>>>>>

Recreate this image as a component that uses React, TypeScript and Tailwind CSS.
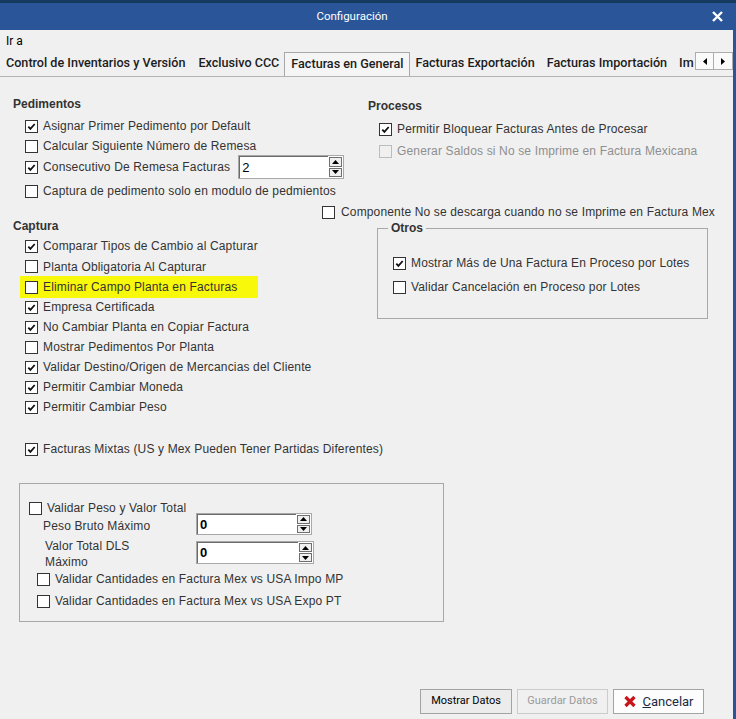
import React from "react";

const F = { fontFamily: '"Liberation Sans", Arial, sans-serif' };
const R = { fontFamily: 'Roboto, "Liberation Sans", sans-serif' };

function Box({ checked = false, disabled = false }: { checked?: boolean; disabled?: boolean }) {
  return (
    <span
      className={
        "inline-flex h-[13px] w-[13px] shrink-0 items-center justify-center border " +
        (disabled ? "border-[#bcbcbc] bg-[#f0f0f0]" : "border-[#333333] bg-white")
      }
    >
      {checked && (
        <svg width="11" height="11" viewBox="0 0 11 11">
          <path d="M2.3 5.6 L4.4 7.8 L8.7 3" fill="none" stroke="#111" strokeWidth="1.8" />
        </svg>
      )}
    </span>
  );
}

function Check({
  label,
  checked = false,
  disabled = false,
  gap = "gap-[5px]",
}: {
  label: string;
  checked?: boolean;
  disabled?: boolean;
  gap?: string;
}) {
  return (
    <div className={"flex shrink-0 items-center " + gap}>
      <Box checked={checked} disabled={disabled} />
      <span
        className={"whitespace-nowrap text-[12px] tracking-[0.15px] " + (disabled ? "text-[#8f8f8f]" : "text-[#333333]")}
        style={F}
      >
        {label}
      </span>
    </div>
  );
}

function SpinBtns() {
  return (
    <div className="flex h-full w-[15px] shrink-0 flex-col gap-[1px] p-[1px]">
      <div className="flex flex-1 items-center justify-center border border-[#6f6f6f] bg-[#f0f0f0]">
        <svg width="7" height="4" viewBox="0 0 7 4">
          <path d="M0 4 L3.5 0 L7 4 Z" fill="#000" />
        </svg>
      </div>
      <div className="flex flex-1 items-center justify-center border border-[#6f6f6f] bg-[#f0f0f0]">
        <svg width="7" height="4" viewBox="0 0 7 4">
          <path d="M0 0 L3.5 4 L7 0 Z" fill="#000" />
        </svg>
      </div>
    </div>
  );
}

function Spinner({ value, w, h, bold = false }: { value: string; w: string; h: string; bold?: boolean }) {
  return (
    <div className={"flex shrink-0 border border-[#a8a8a8] bg-white " + w + " " + h}>
      <div className="flex flex-1 items-center border-l border-t border-[#6a6a6a] pl-[2px]">
        <span className={"text-[13px] text-black " + (bold ? "font-bold" : "")} style={F}>
          {value}
        </span>
      </div>
      <SpinBtns />
    </div>
  );
}

function Heading({ children }: { children: React.ReactNode }) {
  return (
    <div className="text-[12px] font-bold leading-[18px] text-[#333333]" style={F}>
      {children}
    </div>
  );
}

function Tab({ label }: { label: string }) {
  return (
    <div className="whitespace-nowrap text-[12.6px] font-medium text-[#1c1c1c]" style={R}>
      {label}
    </div>
  );
}

export default function App() {
  return (
    <div className="flex h-[719px] w-[736px] flex-col overflow-hidden bg-[#f0f0f0]">
      {/* title bar */}
      <div className="h-[3px] bg-[#153a60]" />
      <div className="relative flex h-[27px] items-center justify-center bg-[#2a5599] pr-[32px]">
        <span className="text-[11.5px] text-white" style={R}>
          Configuración
        </span>
        <svg className="absolute right-[13px] top-[8px]" width="11" height="11" viewBox="0 0 11 11">
          <path d="M1 1 L10 10 M10 1 L1 10" stroke="#fff" strokeWidth="2.4" />
        </svg>
      </div>

      <div className="flex flex-1 flex-col border-r-[3px] border-[#2a5599]">
        {/* Ir a */}
        <div className="h-[20px] pl-[6px] pt-[4px] text-[12px] leading-[14px] text-black" style={R}>
          Ir a
        </div>

        {/* tabs */}
        <div className="relative h-[27px] overflow-hidden border-b border-[#b4b4b4]">
          <div className="flex h-[26px] items-center pt-[1px]">
            <div className="ml-[6px]">
              <Tab label="Control de Inventarios y Versión" />
            </div>
            <div className="ml-[13px]">
              <Tab label="Exclusivo CCC" />
            </div>
            <div className="ml-[5px] mt-[1px] flex h-[25px] items-center self-start border border-b-0 border-[#a8a8a8] bg-[#f5f5f5] px-[6px] pb-[1px]">
              <Tab label="Facturas en General" />
            </div>
            <div className="ml-[5px]">
              <Tab label="Facturas Exportación" />
            </div>
            <div className="ml-[12px]">
              <Tab label="Facturas Importación" />
            </div>
            <div className="ml-[12px]">
              <Tab label="Im" />
            </div>
          </div>
          <div className="absolute right-0 top-[2px] flex bg-[#f0f0f0]">
            <div className="flex h-[18px] w-[19px] items-center justify-center border border-[#adadad] bg-[#fafafa]">
              <svg width="4" height="7" viewBox="0 0 4 7">
                <path d="M4 0 L0 3.5 L4 7 Z" fill="#000" />
              </svg>
            </div>
            <div className="flex h-[18px] w-[19px] items-center justify-center border border-l-0 border-[#adadad] bg-[#fafafa]">
              <svg width="4" height="7" viewBox="0 0 4 7">
                <path d="M0 0 L4 3.5 L0 7 Z" fill="#000" />
              </svg>
            </div>
          </div>
        </div>

        {/* top section */}
        <div className="flex">
          <div className="w-[309px] shrink-0 pl-[13px]">
            <div className="mt-[18px]">
              <Heading>Pedimentos</Heading>
            </div>
            <div className="ml-[12px] mt-[3px] flex flex-col">
              <div className="flex h-[20px] items-center">
                <Check label="Asignar Primer Pedimento por Default" checked />
              </div>
              <div className="flex h-[20px] items-center">
                <Check label="Calcular Siguiente Número de Remesa" />
              </div>
              <div className="flex h-[22px] items-center gap-[8px]">
                <Check label="Consecutivo De Remesa Facturas" checked />
                <Spinner value="2" w="w-[106px]" h="h-[24px]" />
              </div>
              <div className="mt-[3px] flex h-[20px] items-center">
                <Check label="Captura de pedimento solo en modulo de pedmientos" />
              </div>
            </div>
          </div>
          <div className="pl-[59px]">
            <div className="mt-[20px]">
              <Heading>Procesos</Heading>
            </div>
            <div className="ml-[11px] mt-[4px] flex flex-col gap-[2px]">
              <div className="flex h-[20px] items-center">
                <Check label="Permitir Bloquear Facturas Antes de Procesar" checked />
              </div>
              <div className="flex h-[20px] items-center">
                <Check label="Generar Saldos si No se Imprime en Factura Mexicana" disabled />
              </div>
            </div>
          </div>
        </div>

        {/* second section */}
        <div className="flex">
          <div className="w-[309px] shrink-0 pl-[13px]">
            <div className="mt-[16px]">
              <Heading>Captura</Heading>
            </div>
            <div className="ml-[12px] mt-[1px] flex flex-col">
              <div className="flex h-[20px] items-center">
                <Check label="Comparar Tipos de Cambio al Capturar" checked />
              </div>
              <div className="flex h-[21px] items-center">
                <Check label="Planta Obligatoria Al Capturar" />
              </div>
              <div className="flex h-[20px] items-center">
                <div className="ml-[-5px] flex h-[22px] w-[238px] shrink-0 items-center bg-[#f8f80a] pl-[5px]">
                  <Check label="Eliminar Campo Planta en Facturas" />
                </div>
              </div>
              <div className="flex h-[20px] items-center">
                <Check label="Empresa Certificada" checked />
              </div>
              <div className="flex h-[20px] items-center">
                <Check label="No Cambiar Planta en Copiar Factura" checked />
              </div>
              <div className="flex h-[20px] items-center">
                <Check label="Mostrar Pedimentos Por Planta" />
              </div>
              <div className="flex h-[20px] items-center">
                <Check label="Validar Destino/Origen de Mercancias del Cliente" checked />
              </div>
              <div className="flex h-[20px] items-center">
                <Check label="Permitir Cambiar Moneda" checked />
              </div>
              <div className="flex h-[20px] items-center">
                <Check label="Permitir Cambiar Peso" checked />
              </div>
              <div className="mt-[22px] flex h-[20px] items-center">
                <Check label="Facturas Mixtas (US y Mex Pueden Tener Partidas Diferentes)" checked />
              </div>
            </div>
          </div>
          <div className="pl-[13px]">
            <div className="mt-[3px] flex h-[16px] items-center">
              <Check label="Componente No se descarga cuando no se Imprime en Factura Mex" gap="gap-[6px]" />
            </div>
            <div className="relative ml-[55px] mt-[8px] h-[91px] w-[331px] border border-[#a8a8a8]">
              <span
                className="absolute left-[10px] top-[-9px] bg-[#f0f0f0] px-[3px] text-[12px] font-bold leading-[16px] text-[#333333]"
                style={F}
              >
                Otros
              </span>
              <div className="ml-[15px] mt-[24px] flex flex-col gap-[4px]">
                <div className="flex h-[20px] items-center">
                  <Check label="Mostrar Más de Una Factura En Proceso por Lotes" checked />
                </div>
                <div className="flex h-[20px] items-center">
                  <Check label="Validar Cancelación en Proceso por Lotes" />
                </div>
              </div>
            </div>
          </div>
        </div>

        {/* validation box */}
        <div className="ml-[19px] mt-[24px] flex h-[139px] w-[425px] flex-col border border-[#a8a8a8]">
          <div className="ml-[9px] mt-[16px] flex h-[16px] items-center">
            <Check label="Validar Peso y Valor Total" />
          </div>
          <div className="mt-[-3px] flex h-[22px] items-center">
            <div className="w-[176px] pl-[23px] pt-[3px] text-[12px] text-[#333333] tracking-[0.15px]" style={F}>
              Peso Bruto Máximo
            </div>
            <Spinner value="0" w="w-[116px]" h="h-[22px]" bold />
          </div>
          <div className="mt-[3px] flex h-[32px] items-start">
            <div className="w-[176px] pl-[25px] text-[12px] leading-[16px] text-[#333333] tracking-[0.15px]" style={F}>
              Valor Total DLS
              <br />
              Máximo
            </div>
            <div className="mt-[3px]">
              <Spinner value="0" w="w-[118px]" h="h-[23px]" bold />
            </div>
          </div>
          <div className="ml-[17px] mt-[1px] flex h-[16px] items-center">
            <Check label="Validar Cantidades en Factura Mex vs USA Impo MP" />
          </div>
          <div className="ml-[17px] mt-[6px] flex h-[16px] items-center">
            <Check label="Validar Cantidades en Factura Mex vs USA Expo PT" />
          </div>
        </div>

        {/* buttons */}
        <div className="mt-auto flex justify-end gap-[5px] pb-[5px] pr-[29px]">
          <div
            className="flex h-[25px] w-[92px] items-center justify-center border border-[#a3a3a3] bg-[#ececec] text-[11px] text-black"
            style={R}
          >
            Mostrar Datos
          </div>
          <div
            className="flex h-[25px] w-[91px] items-center justify-center border border-[#cccccc] bg-[#f0f0f0] text-[11px] text-[#9a9a9a]"
            style={R}
          >
            Guardar Datos
          </div>
          <div
            className="flex h-[25px] w-[91px] items-center justify-center gap-[5px] border border-[#a3a3a3] bg-[#fdfdfd] text-[13px] text-[#1b2a44]"
            style={R}
          >
            <svg width="14" height="13" viewBox="0 0 14 13">
              <path d="M2.5 2 L11.5 11 M11.5 2 L2.5 11" stroke="#c8141b" strokeWidth="3.2" />
            </svg>
            <span>
              <span className="underline">C</span>ancelar
            </span>
          </div>
        </div>
      </div>
    </div>
  );
}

<<<<<

Gather each line holding the string "React".

[Exercise output]:
Recreate this image as a component that uses React, TypeScript and Tailwind CSS.
import React from "react";
function Heading({ children }: { children: React.ReactNode }) {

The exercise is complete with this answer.